Go through the listing beneath this task and return every line that carries the string "size".

▬▬▬▬▬▬▬▬▬▬

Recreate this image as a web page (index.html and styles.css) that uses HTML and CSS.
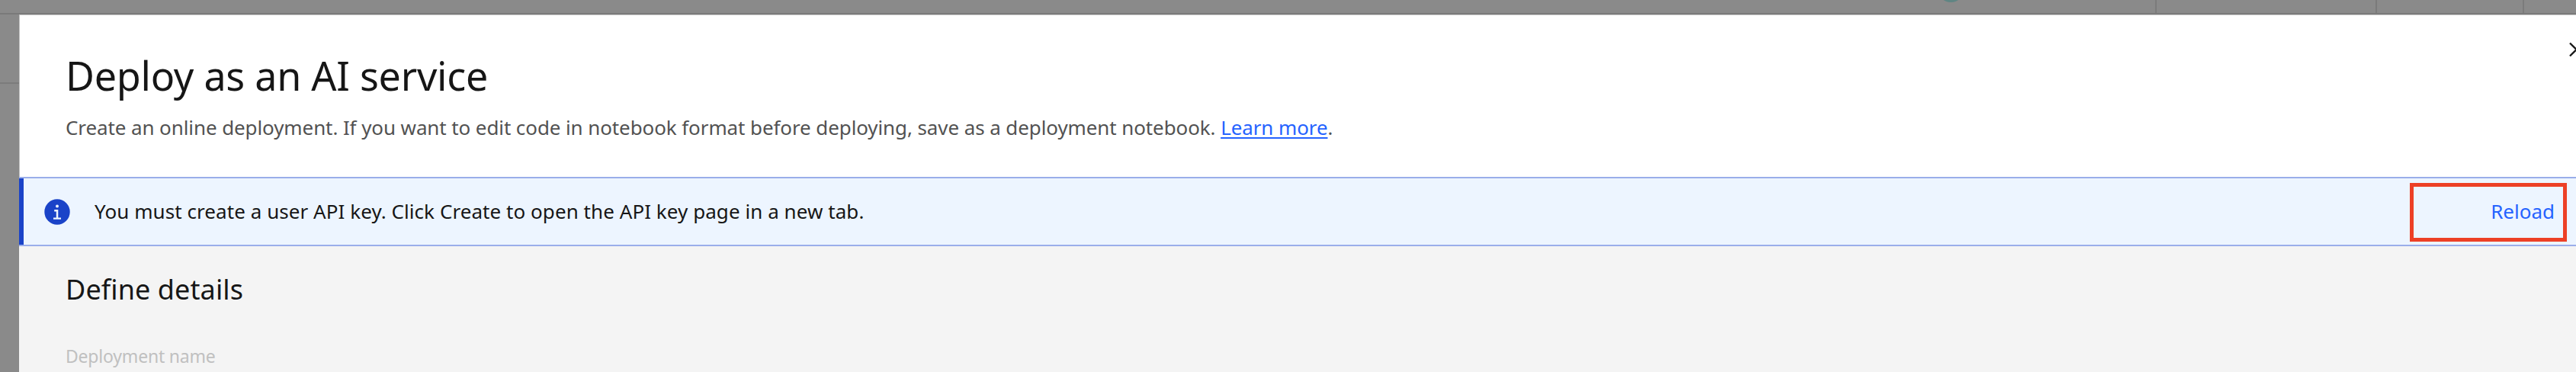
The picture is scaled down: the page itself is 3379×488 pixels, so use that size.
FILE: index.html
```html
<!DOCTYPE html>
<html lang="en">
<head>
<meta charset="utf-8">
<title>Deploy as an AI service</title>
<link rel="stylesheet" href="styles.css">
</head>
<body>
<div class="page">
  <div class="toolbar">
    <span class="status"></span>
    <div class="cell cell-a"></div>
    <div class="cell cell-b"></div>
    <div class="cell cell-c"></div>
  </div>
  <div class="body">
    <div class="rail"></div>
    <main class="modal">
      <header class="modal-header">
        <div class="heading">
          <h1 class="title"><span>Deploy as an AI service</span></h1>
          <p class="subtitle"><span>Create an online deployment. If you want to edit code in notebook format before deploying, save as a deployment notebook. <a class="link" href="#">Learn more</a>.</span></p>
        </div>
        <svg class="close" viewBox="0 0 9 20" aria-label="Close"><path d="M1 1.5 L9.5 10 L1 18.5" fill="none" stroke="#161616" stroke-width="2.3"/></svg>
      </header>
      <section class="notice">
        <svg class="info" viewBox="0 0 34 34"><circle cx="17" cy="17" r="16.7" fill="#1a43c8"/><circle cx="17" cy="9.6" r="2" fill="#edf5ff"/><path d="M13.2 14H18.3V24.4H22V26.8H12V24.4H15.8V16.4H13.2Z" fill="#edf5ff"/></svg>
        <p class="message"><span>You must create a user API key. Click Create to open the API key page in a new tab.</span></p>
        <div class="highlight"><a class="reload" href="#">Reload</a></div>
      </section>
      <section class="details">
        <h2 class="section-title"><span>Define details</span></h2>
        <label class="label"><span>Deployment name</span></label>
      </section>
    </main>
  </div>
</div>
</body>
</html>
```
FILE: styles.css
```css
* { box-sizing: border-box; }
body { margin: 0; font-family: "Noto Sans", sans-serif; color: #161616; background: #8a8a8a; overflow: hidden; }
h1, h2, p { margin: 0; font-weight: 400; white-space: nowrap; }
.page { width: 3379px; height: 488px; display: flex; flex-direction: column; overflow: hidden; }
.toolbar { height: 19px; border-bottom: 2px solid #7a7a7a; display: flex; justify-content: flex-end; overflow: hidden; }
.status { width: 34px; height: 34px; border-radius: 50%; background: #5f8583; margin: -31px 251px 0 0; flex: none; }
.cell { border-left: 2px solid #7b7b7b; height: 17px; }
.cell-a { width: 289px; }
.cell-b { width: 193px; }
.cell-c { width: 70px; }
.body { flex: 1; display: flex; min-height: 0; }
.rail { width: 25px; height: 91px; border-bottom: 2px solid #7c7c7c; }
.modal { flex: 1; display: flex; flex-direction: column; background: #f4f4f4; min-width: 0; }
.modal-header { height: 213px; background: #fff; border-top: 1px solid #c4c4c4; border-left: 1px solid #c4c4c4; display: flex; justify-content: space-between; padding-left: 60px; }
.title { font-size: 52px; line-height: 72px; margin-top: 43px; letter-spacing: -0.25px; }
.subtitle { font-size: 26px; line-height: 36px; margin-top: 14px; color: #525252; letter-spacing: -0.1px; }
.link { color: #2563ff; text-decoration: underline; text-decoration-thickness: 2px; text-underline-offset: 3px; }
.close { width: 9px; height: 20px; margin-top: 35px; }
.notice { height: 91px; background: #edf5ff; border: solid #9aaeea; border-width: 2px 0; display: flex; align-items: center; box-shadow: inset 6px 0 #1a43c8; padding: 0 12px 0 33px; }
.info { width: 34px; height: 34px; }
.message { font-size: 26px; line-height: 36px; margin-left: 32px; padding-bottom: 2px; flex: 1; letter-spacing: 0.06px; }
.highlight { width: 206px; height: 77px; border: 5px solid #ed4026; display: flex; align-items: center; justify-content: flex-end; padding: 0 11px 3px 0; margin-top: 2px; }
.reload { font-size: 26px; line-height: 36px; color: #2563ff; text-decoration: none; }
.details { display: flex; flex-direction: column; padding: 33px 0 0 61px; }
.section-title { font-size: 36px; line-height: 48px; letter-spacing: 0.1px; }
.label { font-size: 23px; line-height: 32px; color: #c0c0c0; margin-top: 47px; letter-spacing: -0.2px; }
```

▬▬▬▬▬▬▬▬▬▬

Solution
The picture is scaled down: the page itself is 3379×488 pixels, so use that size.
.title { font-size: 52px; line-height: 72px; margin-top: 43px; letter-spacing: -0.25px; }
.subtitle { font-size: 26px; line-height: 36px; margin-top: 14px; color: #525252; letter-spacing: -0.1px; }
.message { font-size: 26px; line-height: 36px; margin-left: 32px; padding-bottom: 2px; flex: 1; letter-spacing: 0.06px; }
.reload { font-size: 26px; line-height: 36px; color: #2563ff; text-decoration: none; }
.section-title { font-size: 36px; line-height: 48px; letter-spacing: 0.1px; }
.label { font-size: 23px; line-height: 32px; color: #c0c0c0; margin-top: 47px; letter-spacing: -0.2px; }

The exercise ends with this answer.